### INFORMATION SUPPLIED

--- BEGIN ---

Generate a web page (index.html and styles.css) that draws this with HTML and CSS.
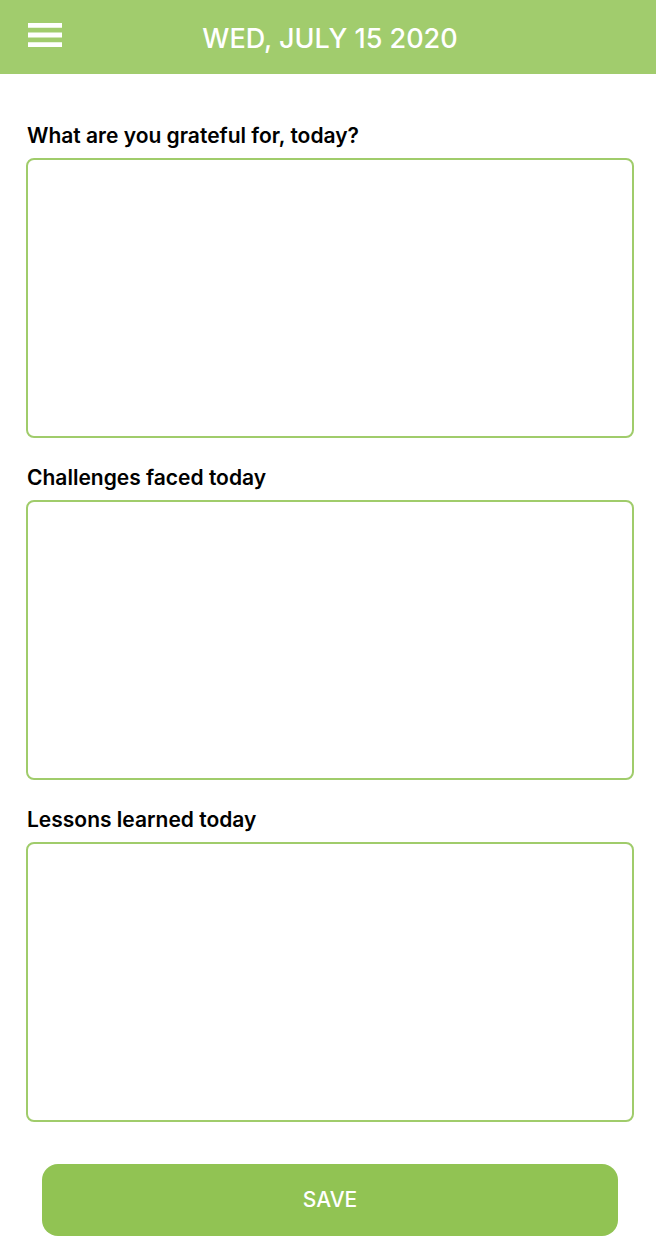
FILE: index.html
```html
<!DOCTYPE html>
<html lang="en">
<head>
<meta charset="utf-8">
<meta name="viewport" content="width=device-width, initial-scale=1">
<title>Daily Journal</title>
<link rel="stylesheet" href="styles.css">
</head>
<body>
<header class="topbar">
  <button class="menu" type="button" aria-label="Open menu">
    <svg class="menu-icon" viewBox="0 0 34 24" aria-hidden="true"><path d="M0 0H34V4.8H0zM0 9.6H34V14.4H0zM0 19.2H34V24H0z"/></svg>
  </button>
  <h1 class="date">WED, JULY 15 2020</h1>
</header>
<main>
  <form class="journal">
    <div class="field">
      <label for="grateful">What are you grateful for, today?</label>
      <textarea id="grateful" name="grateful"></textarea>
    </div>
    <div class="field">
      <label for="challenges">Challenges faced today</label>
      <textarea id="challenges" name="challenges"></textarea>
    </div>
    <div class="field">
      <label for="lessons">Lessons learned today</label>
      <textarea id="lessons" name="lessons"></textarea>
    </div>
    <button class="save" type="submit">SAVE</button>
  </form>
</main>
</body>
</html>
```

FILE: styles.css
```css
* {
  box-sizing: border-box;
}

body {
  margin: 0;
  background: #fff;
  color: #000;
  font-family: Inter, "Liberation Sans", sans-serif;
}

.topbar {
  display: grid;
  grid-template-columns: 36px 1fr 36px;
  align-items: center;
  padding: 21px 24px 17px 28px;
  background: #a1cc6d;
  color: #fff;
}

.menu {
  display: flex;
  padding: 0 0 8px;
  border: 0;
  background: none;
  color: inherit;
}

.menu-icon {
  width: 34px;
  height: 24px;
  fill: currentColor;
}

.date {
  margin: 0;
  font-size: 27px;
  font-weight: 500;
  line-height: 36px;
  text-align: center;
}

.journal {
  display: flex;
  flex-direction: column;
  gap: 26px;
  padding: 48px 22px 11px 26px;
}

.field {
  display: flex;
  flex-direction: column;
  gap: 8px;
}

.field label {
  padding-left: 1px;
  font-size: 21px;
  font-weight: 600;
  line-height: 28px;
}

.field textarea {
  height: 280px;
  padding: 12px;
  border: 2px solid #a0cc6b;
  border-radius: 8px;
  background: #fff;
  font: inherit;
  font-size: 21px;
  resize: none;
}

.save {
  margin: 16px 16px 0;
  padding: 22px;
  border: 0;
  border-radius: 16px;
  background: #91c353;
  color: #fff;
  font: inherit;
  font-size: 21px;
  font-weight: 500;
  line-height: 28px;
}
```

--- END ---

Transcribe the listing in full and omit the pictures.

### SOLUTION BELOW
Generate a web page (index.html and styles.css) that draws this with HTML and CSS.
FILE: index.html
```html
<!DOCTYPE html>
<html lang="en">
<head>
<meta charset="utf-8">
<meta name="viewport" content="width=device-width, initial-scale=1">
<title>Daily Journal</title>
<link rel="stylesheet" href="styles.css">
</head>
<body>
<header class="topbar">
  <button class="menu" type="button" aria-label="Open menu">
    <svg class="menu-icon" viewBox="0 0 34 24" aria-hidden="true"><path d="M0 0H34V4.8H0zM0 9.6H34V14.4H0zM0 19.2H34V24H0z"/></svg>
  </button>
  <h1 class="date">WED, JULY 15 2020</h1>
</header>
<main>
  <form class="journal">
    <div class="field">
      <label for="grateful">What are you grateful for, today?</label>
      <textarea id="grateful" name="grateful"></textarea>
    </div>
    <div class="field">
      <label for="challenges">Challenges faced today</label>
      <textarea id="challenges" name="challenges"></textarea>
    </div>
    <div class="field">
      <label for="lessons">Lessons learned today</label>
      <textarea id="lessons" name="lessons"></textarea>
    </div>
    <button class="save" type="submit">SAVE</button>
  </form>
</main>
</body>
</html>
```

FILE: styles.css
```css
* {
  box-sizing: border-box;
}

body {
  margin: 0;
  background: #fff;
  color: #000;
  font-family: Inter, "Liberation Sans", sans-serif;
}

.topbar {
  display: grid;
  grid-template-columns: 36px 1fr 36px;
  align-items: center;
  padding: 21px 24px 17px 28px;
  background: #a1cc6d;
  color: #fff;
}

.menu {
  display: flex;
  padding: 0 0 8px;
  border: 0;
  background: none;
  color: inherit;
}

.menu-icon {
  width: 34px;
  height: 24px;
  fill: currentColor;
}

.date {
  margin: 0;
  font-size: 27px;
  font-weight: 500;
  line-height: 36px;
  text-align: center;
}

.journal {
  display: flex;
  flex-direction: column;
  gap: 26px;
  padding: 48px 22px 11px 26px;
}

.field {
  display: flex;
  flex-direction: column;
  gap: 8px;
}

.field label {
  padding-left: 1px;
  font-size: 21px;
  font-weight: 600;
  line-height: 28px;
}

.field textarea {
  height: 280px;
  padding: 12px;
  border: 2px solid #a0cc6b;
  border-radius: 8px;
  background: #fff;
  font: inherit;
  font-size: 21px;
  resize: none;
}

.save {
  margin: 16px 16px 0;
  padding: 22px;
  border: 0;
  border-radius: 16px;
  background: #91c353;
  color: #fff;
  font: inherit;
  font-size: 21px;
  font-weight: 500;
  line-height: 28px;
}
```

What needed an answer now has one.